Mondo
Microaccoglienza diffusa: perché è la strada giusta
Un libro racconta l’esperienza di Malegno, il paese della Val Camonica che ha avviato nel 2011 un progetto-pilota per aiutare i profughi dall’Africa
«L’accoglienza diffusa è il modo più economico di fare accoglienza». Ne è convinto Paolo Erba, sindaco del Comune di Malegno in provincia di Brescia, e lo sostiene con cognizione di causa visto che nel paesino della Val Camonica che amministra è stato avviato nel 2011 un progetto pilota di microaccoglienza che ha fatto scuola ed è stato replicato quest’anno in una trentina di altri comuni “virtuosi”.
Autore (con Eugenia Pennacchio e Silvia Turelli) del libro “La valle accogliente” (Editrice Missionaria Italiana, pp. 64, 7 euro), Erba precisa: «Il nostro obiettivo è dimostrare che fare accoglienza, attraverso un sistema organizzato e diffuso sul territorio, è una modalità vincente per rispondere a un problema facendolo diventare una risorsa».
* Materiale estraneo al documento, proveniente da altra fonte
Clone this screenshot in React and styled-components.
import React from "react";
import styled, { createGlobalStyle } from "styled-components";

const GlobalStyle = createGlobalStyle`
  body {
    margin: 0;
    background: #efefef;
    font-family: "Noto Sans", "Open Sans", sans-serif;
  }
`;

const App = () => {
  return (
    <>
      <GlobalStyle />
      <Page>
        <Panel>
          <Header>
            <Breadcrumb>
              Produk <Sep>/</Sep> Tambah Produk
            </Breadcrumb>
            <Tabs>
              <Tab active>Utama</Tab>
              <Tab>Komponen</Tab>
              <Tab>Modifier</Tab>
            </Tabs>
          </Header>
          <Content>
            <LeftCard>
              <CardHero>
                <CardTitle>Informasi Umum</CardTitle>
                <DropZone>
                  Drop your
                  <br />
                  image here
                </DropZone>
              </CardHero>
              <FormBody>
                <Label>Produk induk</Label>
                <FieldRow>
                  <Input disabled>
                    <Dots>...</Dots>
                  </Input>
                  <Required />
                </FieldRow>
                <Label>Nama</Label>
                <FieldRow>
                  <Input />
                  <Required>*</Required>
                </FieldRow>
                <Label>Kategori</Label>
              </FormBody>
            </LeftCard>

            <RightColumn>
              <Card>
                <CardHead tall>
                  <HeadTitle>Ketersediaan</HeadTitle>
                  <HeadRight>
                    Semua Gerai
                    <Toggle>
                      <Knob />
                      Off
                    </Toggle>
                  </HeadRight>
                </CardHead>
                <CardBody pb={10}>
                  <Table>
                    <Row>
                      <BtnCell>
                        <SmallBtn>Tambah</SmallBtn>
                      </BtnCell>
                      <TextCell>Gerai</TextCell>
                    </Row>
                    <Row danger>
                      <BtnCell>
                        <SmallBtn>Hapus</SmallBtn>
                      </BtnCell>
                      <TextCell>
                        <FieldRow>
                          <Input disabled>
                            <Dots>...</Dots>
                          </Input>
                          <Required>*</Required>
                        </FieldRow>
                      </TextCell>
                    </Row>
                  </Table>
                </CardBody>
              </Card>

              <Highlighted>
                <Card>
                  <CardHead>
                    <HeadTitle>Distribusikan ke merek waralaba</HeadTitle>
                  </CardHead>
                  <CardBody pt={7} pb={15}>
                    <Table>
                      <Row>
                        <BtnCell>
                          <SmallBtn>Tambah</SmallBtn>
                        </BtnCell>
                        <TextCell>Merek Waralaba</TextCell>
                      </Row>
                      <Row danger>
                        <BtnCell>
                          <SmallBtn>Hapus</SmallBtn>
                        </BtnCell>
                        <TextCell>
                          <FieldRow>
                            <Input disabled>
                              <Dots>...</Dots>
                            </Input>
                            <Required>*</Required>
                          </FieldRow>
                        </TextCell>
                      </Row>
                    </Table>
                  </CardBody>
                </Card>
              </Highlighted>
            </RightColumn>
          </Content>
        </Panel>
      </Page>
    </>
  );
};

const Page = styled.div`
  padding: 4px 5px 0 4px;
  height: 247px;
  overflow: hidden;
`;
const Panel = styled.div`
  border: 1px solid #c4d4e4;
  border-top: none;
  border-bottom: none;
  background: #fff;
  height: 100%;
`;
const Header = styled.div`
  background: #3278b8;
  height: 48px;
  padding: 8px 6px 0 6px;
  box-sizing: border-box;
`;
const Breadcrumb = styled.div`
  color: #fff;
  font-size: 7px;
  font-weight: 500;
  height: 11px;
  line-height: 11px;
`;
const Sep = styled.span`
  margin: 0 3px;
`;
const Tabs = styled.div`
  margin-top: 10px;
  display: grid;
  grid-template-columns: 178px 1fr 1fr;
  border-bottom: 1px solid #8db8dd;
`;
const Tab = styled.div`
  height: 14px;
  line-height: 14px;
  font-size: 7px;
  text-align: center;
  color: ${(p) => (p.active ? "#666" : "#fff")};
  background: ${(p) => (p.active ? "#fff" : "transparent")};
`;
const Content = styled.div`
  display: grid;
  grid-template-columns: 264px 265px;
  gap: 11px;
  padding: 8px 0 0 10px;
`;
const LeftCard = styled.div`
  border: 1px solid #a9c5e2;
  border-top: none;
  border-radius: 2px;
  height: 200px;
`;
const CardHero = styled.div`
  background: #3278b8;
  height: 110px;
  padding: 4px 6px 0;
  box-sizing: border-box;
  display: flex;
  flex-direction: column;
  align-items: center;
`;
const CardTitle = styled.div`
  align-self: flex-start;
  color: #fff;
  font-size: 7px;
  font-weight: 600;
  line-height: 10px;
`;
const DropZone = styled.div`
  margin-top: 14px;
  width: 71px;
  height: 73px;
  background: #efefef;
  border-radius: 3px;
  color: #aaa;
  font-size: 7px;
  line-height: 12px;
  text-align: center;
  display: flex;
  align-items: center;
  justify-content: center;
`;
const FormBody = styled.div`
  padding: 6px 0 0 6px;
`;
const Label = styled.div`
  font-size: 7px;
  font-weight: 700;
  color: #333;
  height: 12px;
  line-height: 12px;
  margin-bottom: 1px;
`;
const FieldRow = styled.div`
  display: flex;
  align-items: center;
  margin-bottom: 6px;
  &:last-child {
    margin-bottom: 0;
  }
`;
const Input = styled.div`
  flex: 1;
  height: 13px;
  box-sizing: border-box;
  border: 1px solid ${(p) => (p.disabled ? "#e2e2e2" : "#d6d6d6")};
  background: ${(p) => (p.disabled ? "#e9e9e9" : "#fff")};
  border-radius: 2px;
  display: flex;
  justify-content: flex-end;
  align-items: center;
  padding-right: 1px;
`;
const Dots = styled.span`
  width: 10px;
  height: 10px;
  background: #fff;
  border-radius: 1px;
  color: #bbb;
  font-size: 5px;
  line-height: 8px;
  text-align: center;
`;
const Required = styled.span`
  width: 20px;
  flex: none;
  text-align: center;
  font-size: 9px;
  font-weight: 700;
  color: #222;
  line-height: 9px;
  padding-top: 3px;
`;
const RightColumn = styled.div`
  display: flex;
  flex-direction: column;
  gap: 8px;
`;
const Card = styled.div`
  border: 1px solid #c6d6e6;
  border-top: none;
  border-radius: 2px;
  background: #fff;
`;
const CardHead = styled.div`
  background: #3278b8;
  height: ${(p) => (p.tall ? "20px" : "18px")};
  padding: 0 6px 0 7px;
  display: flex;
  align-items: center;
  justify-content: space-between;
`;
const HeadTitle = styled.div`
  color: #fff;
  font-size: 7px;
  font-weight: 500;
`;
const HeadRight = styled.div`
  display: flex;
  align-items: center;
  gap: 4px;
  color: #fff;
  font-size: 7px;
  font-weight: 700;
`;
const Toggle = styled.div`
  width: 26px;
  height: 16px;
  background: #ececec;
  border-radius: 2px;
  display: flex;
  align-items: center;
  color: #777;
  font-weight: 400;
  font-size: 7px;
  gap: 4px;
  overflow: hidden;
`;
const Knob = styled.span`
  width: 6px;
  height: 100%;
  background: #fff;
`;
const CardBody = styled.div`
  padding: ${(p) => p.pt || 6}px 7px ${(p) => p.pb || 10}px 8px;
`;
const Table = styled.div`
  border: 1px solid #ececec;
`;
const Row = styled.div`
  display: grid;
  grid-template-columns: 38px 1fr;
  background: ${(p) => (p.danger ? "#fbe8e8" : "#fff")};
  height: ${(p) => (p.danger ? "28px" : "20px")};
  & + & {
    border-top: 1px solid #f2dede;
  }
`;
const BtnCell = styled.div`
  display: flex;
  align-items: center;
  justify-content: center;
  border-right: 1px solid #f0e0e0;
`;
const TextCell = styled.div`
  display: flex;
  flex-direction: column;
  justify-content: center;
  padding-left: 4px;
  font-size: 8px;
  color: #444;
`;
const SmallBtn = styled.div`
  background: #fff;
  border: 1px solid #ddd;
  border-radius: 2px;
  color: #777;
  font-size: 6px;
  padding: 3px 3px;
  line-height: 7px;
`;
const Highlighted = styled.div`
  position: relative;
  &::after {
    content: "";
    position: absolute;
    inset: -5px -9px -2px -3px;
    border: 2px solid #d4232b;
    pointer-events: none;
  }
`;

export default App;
Il modello è stato sperimentato la prima volta nel 2011 con i primi arrivi di massa dei migranti dopo la primavera araba, quando alcuni pullman scaricarono in alberghi della Valcamonica un centinaio di profughi in ciabatte e pantaloncini. «Il mio predecessore, Ales Domenighini (recentemente scomparso e a cui è dedicato il libro “La valle accogliente”, ndr) capì che non si poteva affrontare così l’emergenza e decise di chiamare a raccolta gli altri sindaci del territorio proponendo di creare una rete di sostegno», dice ancora Erba. L’idea è stata quella di accogliere i migranti in centri minori, coinvolgendo le autonomie locali e il terzo settore, come la cooperativa K-Pax, per lavorare alla creazione di un sistema diverso di accoglienza: quella diffusa.
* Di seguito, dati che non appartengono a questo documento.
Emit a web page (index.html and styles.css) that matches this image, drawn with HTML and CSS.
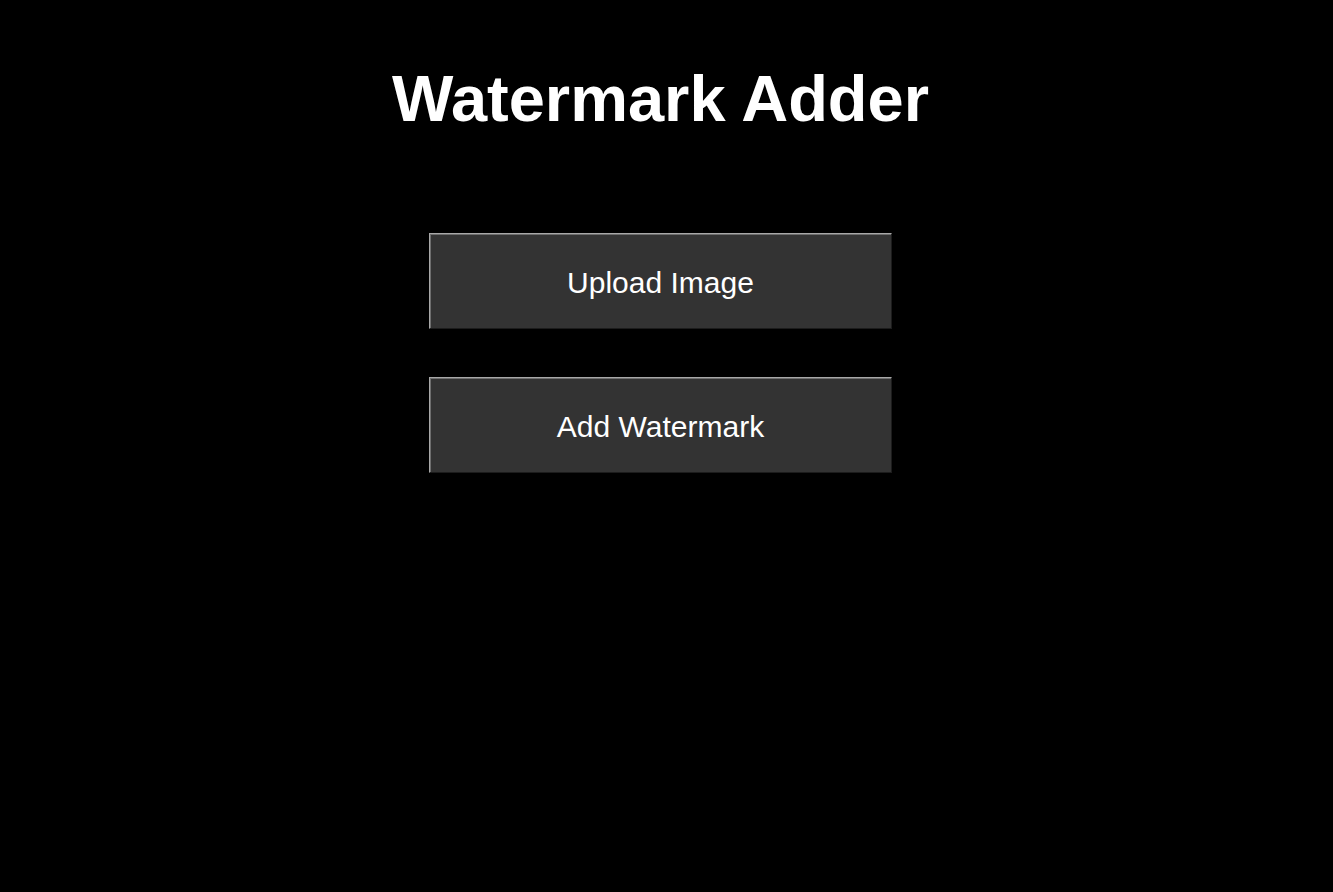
FILE: index.html
```html
<!DOCTYPE html>
<html lang="en">
<head>
<meta charset="utf-8">
<title>Watermark Adder</title>
<link rel="stylesheet" href="styles.css">
</head>
<body>
<main class="app">
  <h1 class="title">Watermark Adder</h1>
  <div class="actions">
    <button class="btn" type="button">Upload Image</button>
    <button class="btn" type="button">Add Watermark</button>
  </div>
</main>
</body>
</html>
```

FILE: styles.css
```css
html, body {
  margin: 0;
  padding: 0;
  background: #000;
  height: 100%;
}
body {
  font-family: "Liberation Sans", Arial, sans-serif;
  color: #fff;
}
.app {
  width: 1321px;
  display: flex;
  flex-direction: column;
  align-items: center;
}
.title {
  margin: 63px 0 0;
  font-size: 65px;
  font-weight: bold;
  line-height: 72px;
}
.actions {
  margin-top: 98px;
  display: flex;
  flex-direction: column;
  gap: 48px;
}
.btn {
  width: 463px;
  height: 96px;
  box-sizing: border-box;
  background: #333;
  color: #fff;
  font-family: "Liberation Sans", Arial, sans-serif;
  font-size: 30px;
  border-style: solid;
  border-width: 1px;
  border-color: #a8a8a8 #1c1c1c #1c1c1c #a8a8a8;
  box-shadow: inset 1px 1px 0 #6e6e6e;
  padding: 3px 0 0;
  cursor: pointer;
}
```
Leggendo il libro si scopre che ad aiutare i giovani africani ospitati è una rete di volontari. Inoltre i rifugiati sono coinvolti nella vita e nelle attività del paese, compresa la partecipazione ad Abbracciamondo, festival interculturale e itinerante che coinvolge diversi Comuni della Valle. «È chiaro che per fare funzionare il modello occorre una comunità bendisposta e non ideologizzata, ma il meccanismo è semplice, anzi tanto semplice da essere perfino banale», sostiene il sindaco di Malegno. «Si tratta di fare microaccoglienza attraverso una collaborazione tra il Comune, i privati che mettono a disposizione appartamenti sfitti e le cooperative. Nel periodo di permanenza agli immigrati viene insegnato l’italiano, affidata qualche mansione di interesse sociale e per chi decide di restare, si cerca la possibilità di un lavoro. In questo momento a Malegno ci sono due appartamenti da 4 persone. Ma il territorio bresciano ha 206 Comuni e il calcolo è presto fatto: se ognuno adottasse il nostro modello, che è modulare e facilmente riproducibile, ci sarebbe la possibilità di offrire più di 800 posti. E senza nessun onere per i Comuni, anzi creando nuove risorse perché per ogni appartamento che ospita 4 rifugiati, c’è un ritorno sul territorio di circa quattromila euro al mese. Insomma, si potrebbe dire che così facciamo vedere di essere più leghisti dei leghisti», sottolinea un po’ provocatoriamente il sindaco di Malegno, che confessa di essere amareggiato per le ultime dichiarazioni del governatore Maroni. «Tutta la questione», conclude Erba, «sta diventando una battaglia ideologica che rischia di far perdere a tutti la bussola: io penso invece che la ricetta giusta sia un modello di microaccoglienza diffusa, come abbiamo fatto e stiamo facendo noi. Un piccolo progetto che pensa in grande e che andrebbe divulgato. Basta fare un semplice “copia e incolla”».